Nous arrivons donc à la définition suivante : Une religion est un système solidaire de croyances et de pratiques relatives à des choses sacrées, c’est-à-dire séparées, interdites, croyances et pratiques qui unissent en une même communauté morale, appelée Eglise, tous ceux qui y adhèrent.

Durkheim, Les Formes élémentaires de la vie religieuse, 1912

Freud avait voulu expliquer l’origine de cette distinction par un parricide originel qui expliquerait l’émergence du totem et du tabou : le meurtre du père serait à l’origine de la mauvaise conscience religieuse et le père assassiné serait l’idole symbolisée par le totem, devenu tabou pour exorciser et expier le meurtre. Mais cette hypothèse n’est plus guère retenue par les chercheurs actuels.
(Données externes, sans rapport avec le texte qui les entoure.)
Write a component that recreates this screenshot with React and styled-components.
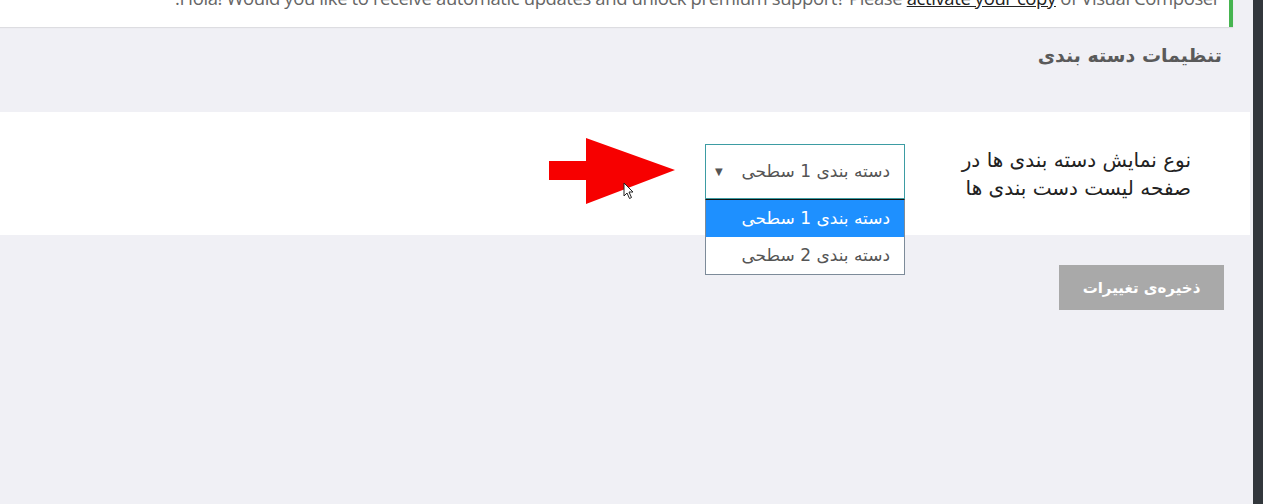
import React from 'react';
import styled, { createGlobalStyle } from 'styled-components';

const GlobalStyle = createGlobalStyle`
  html, body {
    margin: 0;
    padding: 0;
    height: 504px;
    overflow: hidden;
    background: #f0f0f5;
  }
  #root {
    height: 504px;
  }
`;

const persian = `"DejaVu Sans", "Noto Sans", sans-serif`;

const Page = styled.div`
  display: flex;
  height: 504px;
`;

const Main = styled.div`
  flex: 1;
  background: #f0f0f5;
  direction: rtl;
`;

const Sidebar = styled.div`
  width: 10px;
  background: #32373c;
`;

const Notice = styled.div`
  height: 27px;
  margin-right: 20px;
  background: #fff;
  border-right: 4px solid #46b450;
  box-shadow: 0 1px 1px rgba(0, 0, 0, 0.08);
  overflow: hidden;
  padding-right: 9px;
`;

const NoticeText = styled.p`
  margin: -14px 0 0;
  font-family: "Open Sans", "Liberation Sans", sans-serif;
  font-size: 18.5px;
  line-height: 24px;
  color: #666;
  white-space: nowrap;
  letter-spacing: -0.4px;
  a {
    color: #222;
    text-decoration: underline;
  }
`;

const Heading = styled.h2`
  margin: 0;
  padding: 16px 31px 0 0;
  height: 69px;
  box-sizing: content-box;
  font-family: ${persian};
  font-size: 19px;
  font-weight: bold;
  line-height: 24px;
  color: #5a5a5a;
`;

const SettingsRow = styled.div`
  display: flex;
  align-items: flex-start;
  height: 123px;
  margin-right: 3px;
  background: #fff;
  padding-right: 59px;
  box-sizing: border-box;
`;

const Label = styled.div`
  width: 230px;
  padding-top: 34px;
  font-family: ${persian};
  font-size: 20px;
  line-height: 28px;
  color: #222;
  white-space: nowrap;
`;

const Field = styled.div`
  display: flex;
  align-items: center;
  margin-right: 56px;
  margin-top: 26px;
`;

const SelectWrap = styled.div`
  position: relative;
  width: 200px;
`;

const SelectBox = styled.div`
  display: flex;
  align-items: center;
  justify-content: space-between;
  height: 55px;
  box-sizing: border-box;
  border: 1px solid #3d9ca3;
  padding: 0 14px 0 9px;
  background: #fff;
  font-family: ${persian};
  font-size: 17px;
  color: #555;
`;

const Caret = styled.span`
  font-size: 10px;
  color: #555;
`;

const OptionList = styled.div`
  position: absolute;
  top: 55px;
  right: 0;
  width: 200px;
  box-sizing: border-box;
  border: 1px solid #7d8b99;
  border-top: 1px solid #111;
  background: #fff;
  z-index: 2;
`;

const Option = styled.div`
  height: 37px;
  display: flex;
  align-items: center;
  padding-right: 14px;
  font-family: ${persian};
  font-size: 17px;
  background: ${p => (p.$active ? '#1e90ff' : '#fff')};
  color: ${p => (p.$active ? '#fff' : '#555')};
`;

const Pointer = styled.svg`
  margin-right: 30px;
  display: block;
`;

const Cursor = styled.svg`
  position: absolute;
  left: 74px;
  top: 44px;
`;

const ArrowBox = styled.div`
  position: relative;
`;

const Actions = styled.div`
  padding: 30px 29px 0 0;
`;

const SaveButton = styled.button`
  width: 165px;
  height: 45px;
  border: none;
  background: #a9a9a9;
  color: #fff;
  font-family: ${persian};
  font-size: 15px;
  font-weight: bold;
  cursor: pointer;
`;

const App = () => (
  <Page>
    <GlobalStyle />
    <Main>
      <Notice>
        <NoticeText>
          Hola! Would you like to receive automatic updates and unlock premium support? Please{' '}
          <a href="#">activate your copy</a> of Visual Composer.
        </NoticeText>
      </Notice>
      <Heading>تنظیمات دسته بندی</Heading>
      <SettingsRow>
        <Label>
          نوع نمایش دسته بندی ها در
          <br />
          صفحه لیست دست بندی ها
        </Label>
        <Field>
          <SelectWrap>
            <SelectBox>
              <span>دسته بندی 1 سطحی</span>
              <Caret>▼</Caret>
            </SelectBox>
            <OptionList>
              <Option $active>دسته بندی 1 سطحی</Option>
              <Option>دسته بندی 2 سطحی</Option>
            </OptionList>
          </SelectWrap>
          <ArrowBox>
            <Pointer width="126" height="66" viewBox="0 0 126 66">
              <polygon points="126,32 37,0 37,23 0,23 0,42 37,42 37,66" fill="#f70000" />
            </Pointer>
            <Cursor width="14" height="18" viewBox="0 0 14 18">
              <path d="M1 1 L1 14 L4 11 L6.5 16.5 L8.5 15.5 L6 10 L10 10 Z" fill="#fff" stroke="#222" strokeWidth="1" />
            </Cursor>
          </ArrowBox>
        </Field>
      </SettingsRow>
      <Actions>
        <SaveButton>ذخیره‌ی تغییرات</SaveButton>
      </Actions>
    </Main>
    <Sidebar />
  </Page>
);

export default App;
Mircea Eliade, célèbre historien des religions, insiste lui aussi sur cette distinction entre le profane et le sacré, qui seule peut définir la religion :

Comme nous l’avons répété à plusieurs reprises, l’homme religieux assume un mode d’existence spécifique dans le monde, et, malgré le nombre considérable des formes historico-religieuses, ce mode spécifique est toujours reconnaissable. Quel que soit le contexte historique dans lequel il est plongé, l’homo religiosus croit toujours qu’il existe une réalité absolue, le sacré, qui transcende ce monde-ci, mais qui s’y manifeste et, de ce fait, le sanctifie et le rend réel. Il croit que la vie a une origine sacrée et que l’existence humaine actualise toutes ses potentialités dans la mesure où elle est religieuse, c’est-à-dire : participe à la réalité. Les dieux ont créé l’homme et le Monde, les Héros civilisateurs ont achevé la Création, et l’histoire de toutes ces œuvres divines et semi-divines est conservée dans les mythes. En réactualisant l’histoire sacrée, en imitant le comportement divin, l’homme s’installe et se maintient auprès des dieux, c’est-à-dire dans le réel et le significatif.

Il est facile de voir tout ce qui sépare ce mode d’être dans le monde de l’existence d’un homme areligieux. Il y a avant tout ce fait : l’homme areligieux refuse la transcendance, accepte la relativité de la « réalité », et il lui arrive même de douter du sens de l’existence.